Menyoal Penyempitan Doktrin Fiksasi Dalam UU Hak Cipta Terbaru
Kolom

Menyoal Penyempitan Doktrin Fiksasi Dalam UU Hak Cipta Terbaru

Fiksasi dalam RUU Hak Cipta hanya mencakup dua jenis ciptaan yaitu rekaman suara dan rekaman gambar. Padahal doktrin Fiksasi itu tidak terbatas hanya pada dua jenis ciptaan itu.

Bacaan 2 Menit
Risa Amrikasari. Foto: ipasinstitute.com
Risa Amrikasari. Foto: ipasinstitute.com

DPR telah mengesahkan RUU Hak Cipta pada tanggal 16 September 2014 yang terkesan lebih “penuh” karena di dalamnya mengatur hal-hal yang memang belum sepenuhnya dipahami secara mudah oleh sebagian besar masyarakat Indonesia. RUU Hak Cipta yang baru disahkan ini tentunya diharapkan akan dapat memberikan aturan yang lebih jelas mengenai penerapan hukum hak cipta di negara kita.

Saya tertarik untuk membaca lebih dalam dan menemukan bahwa memang pada beberapa bagian, kelihatannya RUU Hak Cipta “berusaha keras” untuk memenuhi harapan para pihak yang berkepentingan mempergunakannya untuk mendapatkan kepastian hukum melalui Undang-undang yang baru. Tapi pada tulisan kali ini saya hanya ingin membahas sedikit saja mengenai hal baru yang dimunculkan oleh RUU Hak Cipta, yaitu Fiksasi.

Pada Pasal 1 butir (13) dinyatakan Fiksasi adalah perekaman suara yang dapat didengar, perekaman gambar atau keduanya, yang dapat dilihat, didengar, digandakan, atau dikomunikasikan melalui perangkat apapun.

Saya mencoba mencari dalam bagian Penjelasan. Tidak ada keterangan tambahan pada Penjelasan. Jadi mari kita coba uraikan pengertian FIKSASI berdasarkan definisi di atas.
-Perekaman suara yang dapat didengar,
-Perekaman gambar atau keduanya (artinya suara + gambar) yang dapat dilihat, didengar, digandakan, atau dikomunikasikan melalui perangkat apapun.
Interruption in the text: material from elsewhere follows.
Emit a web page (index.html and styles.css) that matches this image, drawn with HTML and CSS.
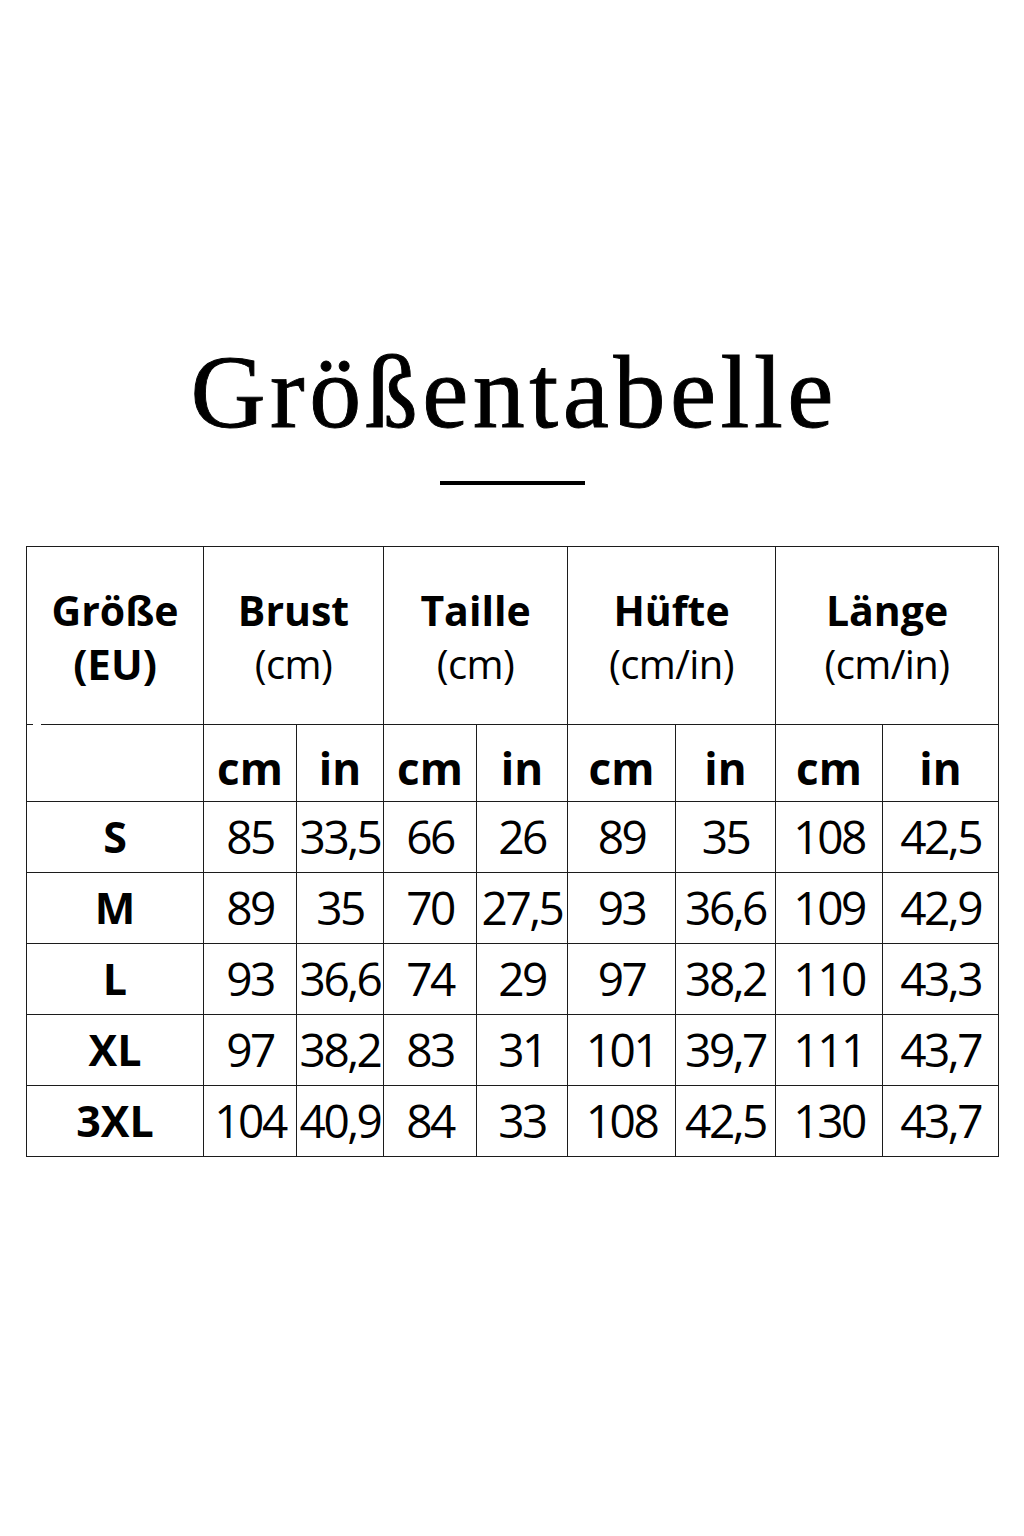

Sampai di sini yang dapat saya tangkap dari uraian definisi di atas adalah bahwa Fiksasi hanya mencakup dua jenis Ciptaan di atas, yaitu rekaman suara dan rekaman gambar. Ada masalah di sini, padahal doktrin Fiksasi itu tidak terbatas hanya pada apa yang dicantumkan dalam definisi Fiksasi yang diatur dalam RUU Hak Cipta.

Doktrin Fiksasi Sebagai Prinsip Utama Dalam Perlindungan Hak Cipta
Manusia dikaruniai kemampuan berpikir untuk melahirkan ide-ide kreatif yang bermanfaat bagi kelangsungan hidupnya. Ide-ide tersebut diwujudkan dalam bentuk ekspresi yang memungkinkan pemilik ide ataupun orang lain dapat menikmati manfaatnya.

Bicara mengenai ide, Plato dan John Locke adalah dua orang yang sangat terkenal dengan diskusi dan pandangan mereka mengenai IDE. Keduanya memiliki pandangan yang saling bertentangan. Plato beranggapan bahwa dunia nyata adalah ilusi dari akal sehat, oleh karenanya ia beranggapan dunia nyata adalah ranah ide. Sedangkan John Locke berpendapat bahwa ide adalah pikiran seseorang yang dapat dipergunakan oleh orang lain secara berulang-ulang.